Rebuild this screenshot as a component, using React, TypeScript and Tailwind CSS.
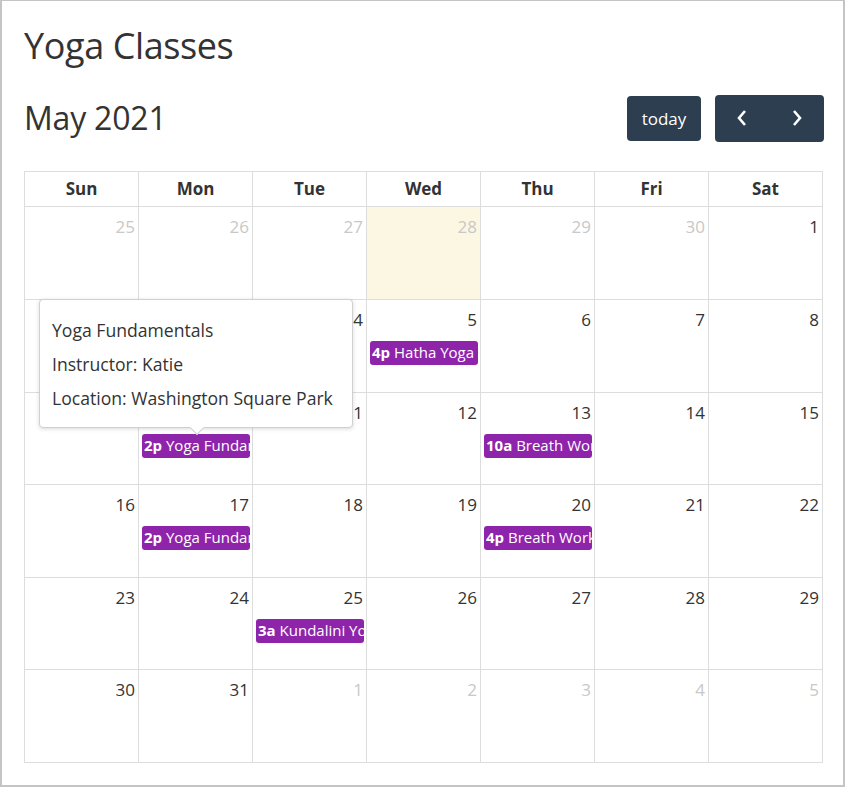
import React from "react";

type Ev = { time: string; title: string };
type Cell = { d: number; other?: boolean; today?: boolean; ev?: Ev };

const weeks: Cell[][] = [
  [
    { d: 25, other: true },
    { d: 26, other: true },
    { d: 27, other: true },
    { d: 28, other: true, today: true },
    { d: 29, other: true },
    { d: 30, other: true },
    { d: 1 },
  ],
  [
    { d: 2 },
    { d: 3 },
    { d: 4 },
    { d: 5, ev: { time: "4p", title: "Hatha Yoga" } },
    { d: 6 },
    { d: 7 },
    { d: 8 },
  ],
  [
    { d: 9 },
    { d: 10, ev: { time: "2p", title: "Yoga Fundamentals" } },
    { d: 11 },
    { d: 12 },
    { d: 13, ev: { time: "10a", title: "Breath Work" } },
    { d: 14 },
    { d: 15 },
  ],
  [
    { d: 16 },
    { d: 17, ev: { time: "2p", title: "Yoga Fundamentals" } },
    { d: 18 },
    { d: 19 },
    { d: 20, ev: { time: "4p", title: "Breath Work" } },
    { d: 21 },
    { d: 22 },
  ],
  [
    { d: 23 },
    { d: 24 },
    { d: 25, ev: { time: "3a", title: "Kundalini Yoga" } },
    { d: 26 },
    { d: 27 },
    { d: 28 },
    { d: 29 },
  ],
  [
    { d: 30 },
    { d: 31 },
    { d: 1, other: true },
    { d: 2, other: true },
    { d: 3, other: true },
    { d: 4, other: true },
    { d: 5, other: true },
  ],
];

const days = ["Sun", "Mon", "Tue", "Wed", "Thu", "Fri", "Sat"];

export default function App() {
  return (
    <div
      className="w-[845px] h-[787px] bg-white border-2 border-t border-[#c4c4c4] text-[#333]"
      style={{ fontFamily: '"Open Sans", "Noto Sans", sans-serif' }}
    >
      <div className="pl-[22px] pr-[19px] pt-[20px] relative">
        <h1 className="text-[36px] leading-[50px] font-normal tracking-[-0.4px]">Yoga Classes</h1>
        <div className="flex items-center justify-between mt-[23px] h-[48px] w-[800px]">
          <h2 className="text-[32px] leading-[40px] tracking-[-0.2px]">May 2021</h2>
          <div className="flex items-center gap-[14px]">
            <button className="h-[45px] w-[74px] rounded-[4px] bg-[#2c3e50] text-white text-[17px] leading-none">
              today
            </button>
            <div className="flex h-[47px] w-[109px] rounded-[4px] bg-[#2c3e50]">
              <button className="flex-1 flex items-center justify-center">
                <svg width="12" height="18" viewBox="0 0 12 18">
                  <polyline points="9,2 3,9 9,16" fill="none" stroke="white" strokeWidth="2.6" />
                </svg>
              </button>
              <button className="flex-1 flex items-center justify-center">
                <svg width="12" height="18" viewBox="0 0 12 18">
                  <polyline points="3,2 9,9 3,16" fill="none" stroke="white" strokeWidth="2.6" />
                </svg>
              </button>
            </div>
          </div>
        </div>

        <div className="mt-[29px] w-[799px] border-l border-t border-[#dddddd]">
          <div className="grid grid-cols-7">
            {days.map((d) => (
              <div
                key={d}
                className="h-[35px] border-r border-b border-[#dddddd] flex items-center justify-center font-bold text-[17px]"
              >
                {d}
              </div>
            ))}
          </div>
          {weeks.map((w, i) => (
            <div key={i} className={`grid grid-cols-7 ${i === 0 || i === 5 ? "h-[93px]" : "h-[92.6px]"}`}>
              {w.map((c, j) => (
                <div
                  key={j}
                  className={`border-r border-b border-[#dddddd] flex flex-col overflow-hidden ${
                    c.today ? "bg-[#fcf7e3]" : ""
                  }`}
                >
                  <div
                    className={`text-right pr-[3px] pt-[8px] text-[17px] leading-[24px] ${
                      c.other ? "text-[#c8c8c8]" : "text-[#333]"
                    }`}
                  >
                    {c.d}
                  </div>
                  {c.ev && (
                    <div className="mt-[9px] ml-[3px] mr-[2px] h-[24px] rounded-[3px] bg-[#8e24aa] text-white text-[15px] leading-[23px] px-[2px] whitespace-nowrap overflow-hidden">
                      <span className="font-bold">{c.ev.time}</span> {c.ev.title}
                    </div>
                  )}
                </div>
              ))}
            </div>
          ))}
        </div>

        <div className="absolute left-[37px] top-[298px] w-[314px] h-[129px] bg-white border border-[#d0d0d0] rounded-[4px] shadow-[0_1px_4px_rgba(0,0,0,0.15)] pl-[12px] pt-[13px] text-[17.6px] leading-[34px] text-[#333]">
          <div>Yoga Fundamentals</div>
          <div>Instructor: Katie</div>
          <div>Location: Washington Square Park</div>
          <div className="absolute left-[152px] -bottom-[6px] w-[10px] h-[10px] bg-white border-r border-b border-[#d0d0d0] rotate-45"></div>
        </div>
      </div>
    </div>
  );
}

### GIVEN REQUEST
Repeat the material above verbatim, with no pictures in the output.

### COMPLETE OUTPUT
Rebuild this screenshot as a component, using React, TypeScript and Tailwind CSS.
import React from "react";

type Ev = { time: string; title: string };
type Cell = { d: number; other?: boolean; today?: boolean; ev?: Ev };

const weeks: Cell[][] = [
  [
    { d: 25, other: true },
    { d: 26, other: true },
    { d: 27, other: true },
    { d: 28, other: true, today: true },
    { d: 29, other: true },
    { d: 30, other: true },
    { d: 1 },
  ],
  [
    { d: 2 },
    { d: 3 },
    { d: 4 },
    { d: 5, ev: { time: "4p", title: "Hatha Yoga" } },
    { d: 6 },
    { d: 7 },
    { d: 8 },
  ],
  [
    { d: 9 },
    { d: 10, ev: { time: "2p", title: "Yoga Fundamentals" } },
    { d: 11 },
    { d: 12 },
    { d: 13, ev: { time: "10a", title: "Breath Work" } },
    { d: 14 },
    { d: 15 },
  ],
  [
    { d: 16 },
    { d: 17, ev: { time: "2p", title: "Yoga Fundamentals" } },
    { d: 18 },
    { d: 19 },
    { d: 20, ev: { time: "4p", title: "Breath Work" } },
    { d: 21 },
    { d: 22 },
  ],
  [
    { d: 23 },
    { d: 24 },
    { d: 25, ev: { time: "3a", title: "Kundalini Yoga" } },
    { d: 26 },
    { d: 27 },
    { d: 28 },
    { d: 29 },
  ],
  [
    { d: 30 },
    { d: 31 },
    { d: 1, other: true },
    { d: 2, other: true },
    { d: 3, other: true },
    { d: 4, other: true },
    { d: 5, other: true },
  ],
];

const days = ["Sun", "Mon", "Tue", "Wed", "Thu", "Fri", "Sat"];

export default function App() {
  return (
    <div
      className="w-[845px] h-[787px] bg-white border-2 border-t border-[#c4c4c4] text-[#333]"
      style={{ fontFamily: '"Open Sans", "Noto Sans", sans-serif' }}
    >
      <div className="pl-[22px] pr-[19px] pt-[20px] relative">
        <h1 className="text-[36px] leading-[50px] font-normal tracking-[-0.4px]">Yoga Classes</h1>
        <div className="flex items-center justify-between mt-[23px] h-[48px] w-[800px]">
          <h2 className="text-[32px] leading-[40px] tracking-[-0.2px]">May 2021</h2>
          <div className="flex items-center gap-[14px]">
            <button className="h-[45px] w-[74px] rounded-[4px] bg-[#2c3e50] text-white text-[17px] leading-none">
              today
            </button>
            <div className="flex h-[47px] w-[109px] rounded-[4px] bg-[#2c3e50]">
              <button className="flex-1 flex items-center justify-center">
                <svg width="12" height="18" viewBox="0 0 12 18">
                  <polyline points="9,2 3,9 9,16" fill="none" stroke="white" strokeWidth="2.6" />
                </svg>
              </button>
              <button className="flex-1 flex items-center justify-center">
                <svg width="12" height="18" viewBox="0 0 12 18">
                  <polyline points="3,2 9,9 3,16" fill="none" stroke="white" strokeWidth="2.6" />
                </svg>
              </button>
            </div>
          </div>
        </div>

        <div className="mt-[29px] w-[799px] border-l border-t border-[#dddddd]">
          <div className="grid grid-cols-7">
            {days.map((d) => (
              <div
                key={d}
                className="h-[35px] border-r border-b border-[#dddddd] flex items-center justify-center font-bold text-[17px]"
              >
                {d}
              </div>
            ))}
          </div>
          {weeks.map((w, i) => (
            <div key={i} className={`grid grid-cols-7 ${i === 0 || i === 5 ? "h-[93px]" : "h-[92.6px]"}`}>
              {w.map((c, j) => (
                <div
                  key={j}
                  className={`border-r border-b border-[#dddddd] flex flex-col overflow-hidden ${
                    c.today ? "bg-[#fcf7e3]" : ""
                  }`}
                >
                  <div
                    className={`text-right pr-[3px] pt-[8px] text-[17px] leading-[24px] ${
                      c.other ? "text-[#c8c8c8]" : "text-[#333]"
                    }`}
                  >
                    {c.d}
                  </div>
                  {c.ev && (
                    <div className="mt-[9px] ml-[3px] mr-[2px] h-[24px] rounded-[3px] bg-[#8e24aa] text-white text-[15px] leading-[23px] px-[2px] whitespace-nowrap overflow-hidden">
                      <span className="font-bold">{c.ev.time}</span> {c.ev.title}
                    </div>
                  )}
                </div>
              ))}
            </div>
          ))}
        </div>

        <div className="absolute left-[37px] top-[298px] w-[314px] h-[129px] bg-white border border-[#d0d0d0] rounded-[4px] shadow-[0_1px_4px_rgba(0,0,0,0.15)] pl-[12px] pt-[13px] text-[17.6px] leading-[34px] text-[#333]">
          <div>Yoga Fundamentals</div>
          <div>Instructor: Katie</div>
          <div>Location: Washington Square Park</div>
          <div className="absolute left-[152px] -bottom-[6px] w-[10px] h-[10px] bg-white border-r border-b border-[#d0d0d0] rotate-45"></div>
        </div>
      </div>
    </div>
  );
}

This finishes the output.